=== Data excerpt ===
>> begin

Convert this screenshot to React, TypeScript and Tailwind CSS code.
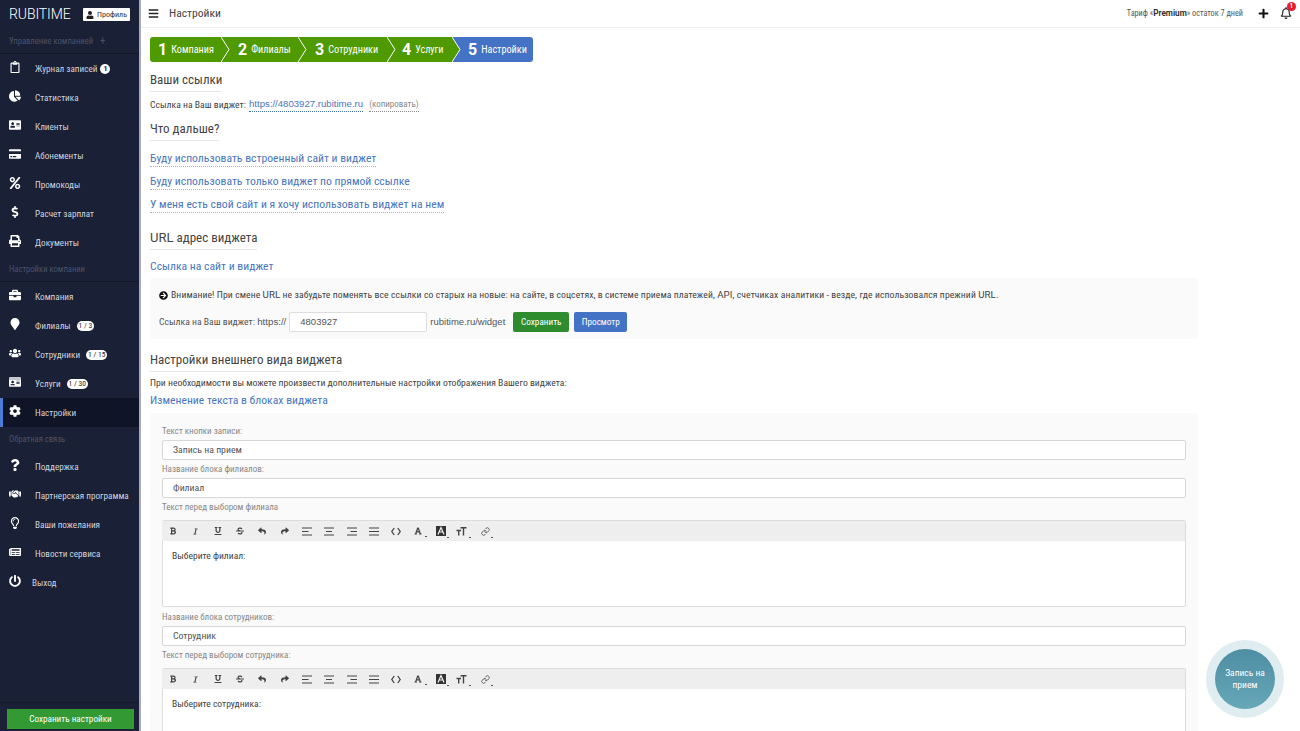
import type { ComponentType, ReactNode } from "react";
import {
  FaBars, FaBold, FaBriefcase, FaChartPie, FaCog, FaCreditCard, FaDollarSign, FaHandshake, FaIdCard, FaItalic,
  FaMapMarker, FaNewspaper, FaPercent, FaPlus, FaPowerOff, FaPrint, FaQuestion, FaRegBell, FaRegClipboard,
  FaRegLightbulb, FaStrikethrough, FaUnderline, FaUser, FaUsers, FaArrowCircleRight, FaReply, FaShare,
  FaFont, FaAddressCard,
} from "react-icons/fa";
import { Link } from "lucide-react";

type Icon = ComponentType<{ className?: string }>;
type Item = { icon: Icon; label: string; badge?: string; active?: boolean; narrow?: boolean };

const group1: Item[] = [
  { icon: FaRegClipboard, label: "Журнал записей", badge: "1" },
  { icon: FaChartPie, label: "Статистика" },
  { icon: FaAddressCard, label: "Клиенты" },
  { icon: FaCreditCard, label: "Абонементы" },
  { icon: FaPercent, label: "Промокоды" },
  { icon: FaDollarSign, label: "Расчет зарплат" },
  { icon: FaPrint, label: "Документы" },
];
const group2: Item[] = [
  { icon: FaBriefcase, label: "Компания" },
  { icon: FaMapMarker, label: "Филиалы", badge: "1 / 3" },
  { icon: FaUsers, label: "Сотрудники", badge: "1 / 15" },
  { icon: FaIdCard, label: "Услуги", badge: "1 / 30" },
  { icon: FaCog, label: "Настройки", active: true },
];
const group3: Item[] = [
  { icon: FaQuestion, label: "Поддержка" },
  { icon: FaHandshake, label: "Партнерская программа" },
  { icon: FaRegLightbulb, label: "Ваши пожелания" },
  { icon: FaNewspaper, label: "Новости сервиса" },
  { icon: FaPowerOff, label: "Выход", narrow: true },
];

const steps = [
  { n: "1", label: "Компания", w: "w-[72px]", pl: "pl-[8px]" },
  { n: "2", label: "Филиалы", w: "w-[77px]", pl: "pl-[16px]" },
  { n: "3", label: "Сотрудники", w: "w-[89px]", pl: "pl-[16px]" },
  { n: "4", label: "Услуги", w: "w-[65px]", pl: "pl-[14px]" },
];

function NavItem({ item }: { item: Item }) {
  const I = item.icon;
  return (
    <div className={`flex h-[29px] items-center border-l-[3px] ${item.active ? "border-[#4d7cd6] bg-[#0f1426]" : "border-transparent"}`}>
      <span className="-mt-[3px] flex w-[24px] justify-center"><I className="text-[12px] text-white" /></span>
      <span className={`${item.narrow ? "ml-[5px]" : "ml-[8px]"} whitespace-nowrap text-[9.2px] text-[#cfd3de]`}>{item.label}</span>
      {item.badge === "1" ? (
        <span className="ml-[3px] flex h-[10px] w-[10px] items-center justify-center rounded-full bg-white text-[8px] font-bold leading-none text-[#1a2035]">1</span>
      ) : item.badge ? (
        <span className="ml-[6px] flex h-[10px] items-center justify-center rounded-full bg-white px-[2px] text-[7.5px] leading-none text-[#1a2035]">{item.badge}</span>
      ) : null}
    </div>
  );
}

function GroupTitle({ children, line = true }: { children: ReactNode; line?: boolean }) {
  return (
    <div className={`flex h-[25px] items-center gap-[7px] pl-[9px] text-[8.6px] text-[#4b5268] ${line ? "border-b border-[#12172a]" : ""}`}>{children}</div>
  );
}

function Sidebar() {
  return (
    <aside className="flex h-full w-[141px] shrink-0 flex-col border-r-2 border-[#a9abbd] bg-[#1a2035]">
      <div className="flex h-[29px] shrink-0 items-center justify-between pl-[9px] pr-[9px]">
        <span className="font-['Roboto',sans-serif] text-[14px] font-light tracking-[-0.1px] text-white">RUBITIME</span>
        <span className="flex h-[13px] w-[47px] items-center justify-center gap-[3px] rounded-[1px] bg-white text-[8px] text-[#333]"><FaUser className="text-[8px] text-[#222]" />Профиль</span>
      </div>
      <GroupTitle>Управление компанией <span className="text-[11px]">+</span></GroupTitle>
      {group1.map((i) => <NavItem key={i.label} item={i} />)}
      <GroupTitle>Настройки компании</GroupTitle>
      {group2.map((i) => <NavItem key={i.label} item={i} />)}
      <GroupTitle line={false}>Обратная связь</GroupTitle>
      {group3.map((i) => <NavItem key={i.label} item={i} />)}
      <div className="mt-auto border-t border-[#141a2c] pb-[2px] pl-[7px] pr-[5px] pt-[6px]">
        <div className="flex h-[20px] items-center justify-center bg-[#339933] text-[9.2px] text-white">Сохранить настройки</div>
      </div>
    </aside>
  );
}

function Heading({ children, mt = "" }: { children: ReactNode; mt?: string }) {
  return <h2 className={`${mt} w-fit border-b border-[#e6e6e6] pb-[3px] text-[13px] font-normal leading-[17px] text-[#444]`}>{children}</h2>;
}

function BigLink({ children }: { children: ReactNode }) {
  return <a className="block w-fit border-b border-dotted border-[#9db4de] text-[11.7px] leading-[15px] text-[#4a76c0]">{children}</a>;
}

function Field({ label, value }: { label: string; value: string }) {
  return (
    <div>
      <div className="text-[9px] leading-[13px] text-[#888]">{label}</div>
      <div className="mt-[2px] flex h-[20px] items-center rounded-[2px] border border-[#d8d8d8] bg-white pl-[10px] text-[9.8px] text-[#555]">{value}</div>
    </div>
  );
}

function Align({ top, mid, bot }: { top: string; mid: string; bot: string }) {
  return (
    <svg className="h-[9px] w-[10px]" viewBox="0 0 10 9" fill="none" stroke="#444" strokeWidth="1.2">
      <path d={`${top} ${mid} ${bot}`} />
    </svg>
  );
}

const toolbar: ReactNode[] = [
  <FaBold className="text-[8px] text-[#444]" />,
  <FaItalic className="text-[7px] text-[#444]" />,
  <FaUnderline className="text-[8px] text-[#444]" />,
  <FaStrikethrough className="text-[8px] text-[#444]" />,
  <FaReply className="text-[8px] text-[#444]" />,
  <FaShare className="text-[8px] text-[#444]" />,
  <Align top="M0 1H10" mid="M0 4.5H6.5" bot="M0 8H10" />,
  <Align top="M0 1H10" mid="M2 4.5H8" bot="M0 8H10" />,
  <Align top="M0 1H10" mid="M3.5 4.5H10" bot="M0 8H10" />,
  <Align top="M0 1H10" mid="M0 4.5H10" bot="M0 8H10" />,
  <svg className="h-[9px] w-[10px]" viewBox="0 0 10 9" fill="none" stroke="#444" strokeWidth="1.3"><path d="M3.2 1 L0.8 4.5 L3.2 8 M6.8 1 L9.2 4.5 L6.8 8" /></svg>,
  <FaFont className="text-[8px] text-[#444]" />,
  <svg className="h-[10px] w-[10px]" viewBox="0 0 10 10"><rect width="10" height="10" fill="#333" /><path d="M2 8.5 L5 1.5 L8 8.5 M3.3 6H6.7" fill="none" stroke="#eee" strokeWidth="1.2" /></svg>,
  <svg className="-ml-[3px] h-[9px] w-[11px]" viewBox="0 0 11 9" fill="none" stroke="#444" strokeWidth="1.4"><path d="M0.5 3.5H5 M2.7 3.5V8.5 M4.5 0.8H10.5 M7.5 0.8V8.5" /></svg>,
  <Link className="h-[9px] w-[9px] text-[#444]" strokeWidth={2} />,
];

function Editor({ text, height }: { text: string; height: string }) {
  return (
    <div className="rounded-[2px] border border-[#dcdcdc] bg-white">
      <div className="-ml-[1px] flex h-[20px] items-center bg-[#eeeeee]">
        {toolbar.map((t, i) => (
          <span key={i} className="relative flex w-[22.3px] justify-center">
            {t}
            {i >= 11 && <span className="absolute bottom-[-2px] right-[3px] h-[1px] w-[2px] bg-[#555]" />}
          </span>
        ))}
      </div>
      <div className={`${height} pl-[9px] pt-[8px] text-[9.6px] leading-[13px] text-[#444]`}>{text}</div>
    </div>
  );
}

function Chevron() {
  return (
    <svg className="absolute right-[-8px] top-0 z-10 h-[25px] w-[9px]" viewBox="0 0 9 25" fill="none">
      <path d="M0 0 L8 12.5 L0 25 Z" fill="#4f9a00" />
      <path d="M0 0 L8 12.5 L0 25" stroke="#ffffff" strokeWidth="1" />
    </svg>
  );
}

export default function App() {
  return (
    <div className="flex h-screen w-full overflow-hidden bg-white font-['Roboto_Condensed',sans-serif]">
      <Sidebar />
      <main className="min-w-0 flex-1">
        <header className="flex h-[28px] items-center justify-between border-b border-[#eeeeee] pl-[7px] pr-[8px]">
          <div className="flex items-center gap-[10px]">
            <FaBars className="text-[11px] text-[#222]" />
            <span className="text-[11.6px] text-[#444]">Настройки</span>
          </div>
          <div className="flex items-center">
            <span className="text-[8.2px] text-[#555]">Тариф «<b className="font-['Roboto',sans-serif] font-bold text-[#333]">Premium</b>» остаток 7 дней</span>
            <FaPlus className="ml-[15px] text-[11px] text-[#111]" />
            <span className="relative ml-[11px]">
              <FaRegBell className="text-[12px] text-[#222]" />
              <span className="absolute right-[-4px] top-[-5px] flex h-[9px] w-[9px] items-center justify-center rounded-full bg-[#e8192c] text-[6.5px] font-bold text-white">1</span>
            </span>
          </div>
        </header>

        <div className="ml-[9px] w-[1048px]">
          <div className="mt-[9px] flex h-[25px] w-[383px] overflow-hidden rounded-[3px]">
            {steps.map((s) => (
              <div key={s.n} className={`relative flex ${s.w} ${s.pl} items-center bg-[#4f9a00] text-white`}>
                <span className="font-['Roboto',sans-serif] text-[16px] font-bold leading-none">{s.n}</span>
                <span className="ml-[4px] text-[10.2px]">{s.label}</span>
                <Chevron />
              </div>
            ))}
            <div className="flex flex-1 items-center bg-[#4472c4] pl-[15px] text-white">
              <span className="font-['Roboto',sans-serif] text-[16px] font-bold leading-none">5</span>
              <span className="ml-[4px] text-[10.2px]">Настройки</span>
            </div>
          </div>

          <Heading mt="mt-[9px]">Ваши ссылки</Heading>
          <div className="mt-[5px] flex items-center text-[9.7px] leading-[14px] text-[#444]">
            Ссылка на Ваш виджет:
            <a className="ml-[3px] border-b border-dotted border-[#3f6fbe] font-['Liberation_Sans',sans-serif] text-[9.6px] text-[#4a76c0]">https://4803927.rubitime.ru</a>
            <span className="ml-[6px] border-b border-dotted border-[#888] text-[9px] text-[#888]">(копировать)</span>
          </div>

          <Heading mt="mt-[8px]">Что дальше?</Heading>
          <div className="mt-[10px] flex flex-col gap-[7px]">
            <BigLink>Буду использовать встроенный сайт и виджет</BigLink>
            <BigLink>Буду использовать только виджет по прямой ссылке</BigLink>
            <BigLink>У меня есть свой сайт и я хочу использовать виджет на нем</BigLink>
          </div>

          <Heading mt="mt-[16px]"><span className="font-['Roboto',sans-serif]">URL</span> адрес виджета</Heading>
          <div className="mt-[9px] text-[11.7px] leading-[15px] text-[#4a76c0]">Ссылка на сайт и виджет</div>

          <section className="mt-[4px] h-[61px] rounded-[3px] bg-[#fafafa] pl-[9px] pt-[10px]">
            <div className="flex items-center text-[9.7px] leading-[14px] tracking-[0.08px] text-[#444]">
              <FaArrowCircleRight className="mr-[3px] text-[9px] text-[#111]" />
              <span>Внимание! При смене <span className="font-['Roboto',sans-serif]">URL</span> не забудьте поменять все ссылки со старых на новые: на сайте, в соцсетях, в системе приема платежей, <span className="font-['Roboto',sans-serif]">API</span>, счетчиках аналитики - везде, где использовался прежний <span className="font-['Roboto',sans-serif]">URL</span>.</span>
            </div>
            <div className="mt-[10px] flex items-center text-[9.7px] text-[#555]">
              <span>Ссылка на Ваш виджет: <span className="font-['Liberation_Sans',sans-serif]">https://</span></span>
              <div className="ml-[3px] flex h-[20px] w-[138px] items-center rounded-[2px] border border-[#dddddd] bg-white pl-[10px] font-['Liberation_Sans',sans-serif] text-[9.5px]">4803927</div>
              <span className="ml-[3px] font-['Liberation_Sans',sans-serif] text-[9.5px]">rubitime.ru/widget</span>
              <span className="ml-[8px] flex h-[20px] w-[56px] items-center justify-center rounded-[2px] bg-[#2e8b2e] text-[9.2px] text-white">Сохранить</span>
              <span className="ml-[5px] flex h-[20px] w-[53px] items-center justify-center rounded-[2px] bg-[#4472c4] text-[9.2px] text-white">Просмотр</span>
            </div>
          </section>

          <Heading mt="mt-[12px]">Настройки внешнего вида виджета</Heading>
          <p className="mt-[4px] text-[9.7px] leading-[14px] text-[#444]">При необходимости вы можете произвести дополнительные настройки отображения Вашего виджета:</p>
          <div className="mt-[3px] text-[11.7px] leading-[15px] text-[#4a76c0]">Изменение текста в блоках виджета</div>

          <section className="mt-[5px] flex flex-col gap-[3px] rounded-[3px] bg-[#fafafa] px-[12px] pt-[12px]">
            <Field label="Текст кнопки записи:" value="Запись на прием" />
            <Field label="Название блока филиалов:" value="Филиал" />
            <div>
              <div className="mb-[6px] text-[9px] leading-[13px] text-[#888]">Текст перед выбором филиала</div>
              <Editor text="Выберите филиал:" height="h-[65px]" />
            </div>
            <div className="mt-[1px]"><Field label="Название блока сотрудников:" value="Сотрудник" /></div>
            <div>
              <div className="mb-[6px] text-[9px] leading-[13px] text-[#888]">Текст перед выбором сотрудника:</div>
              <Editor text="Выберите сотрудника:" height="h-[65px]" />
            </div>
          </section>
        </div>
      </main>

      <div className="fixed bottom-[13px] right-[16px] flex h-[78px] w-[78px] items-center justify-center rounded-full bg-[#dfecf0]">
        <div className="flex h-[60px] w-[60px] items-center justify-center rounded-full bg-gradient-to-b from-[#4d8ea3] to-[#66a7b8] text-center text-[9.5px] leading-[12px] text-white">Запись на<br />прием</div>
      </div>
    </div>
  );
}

>> end

Write out each line of the listing above, exactly, from its first line to the line holding "Icon; label: string;", inclusive. Skip the pictures.

Convert this screenshot to React, TypeScript and Tailwind CSS code.
import type { ComponentType, ReactNode } from "react";
import {
  FaBars, FaBold, FaBriefcase, FaChartPie, FaCog, FaCreditCard, FaDollarSign, FaHandshake, FaIdCard, FaItalic,
  FaMapMarker, FaNewspaper, FaPercent, FaPlus, FaPowerOff, FaPrint, FaQuestion, FaRegBell, FaRegClipboard,
  FaRegLightbulb, FaStrikethrough, FaUnderline, FaUser, FaUsers, FaArrowCircleRight, FaReply, FaShare,
  FaFont, FaAddressCard,
} from "react-icons/fa";
import { Link } from "lucide-react";

type Icon = ComponentType<{ className?: string }>;
type Item = { icon: Icon; label: string; badge?: string; active?: boolean; narrow?: boolean };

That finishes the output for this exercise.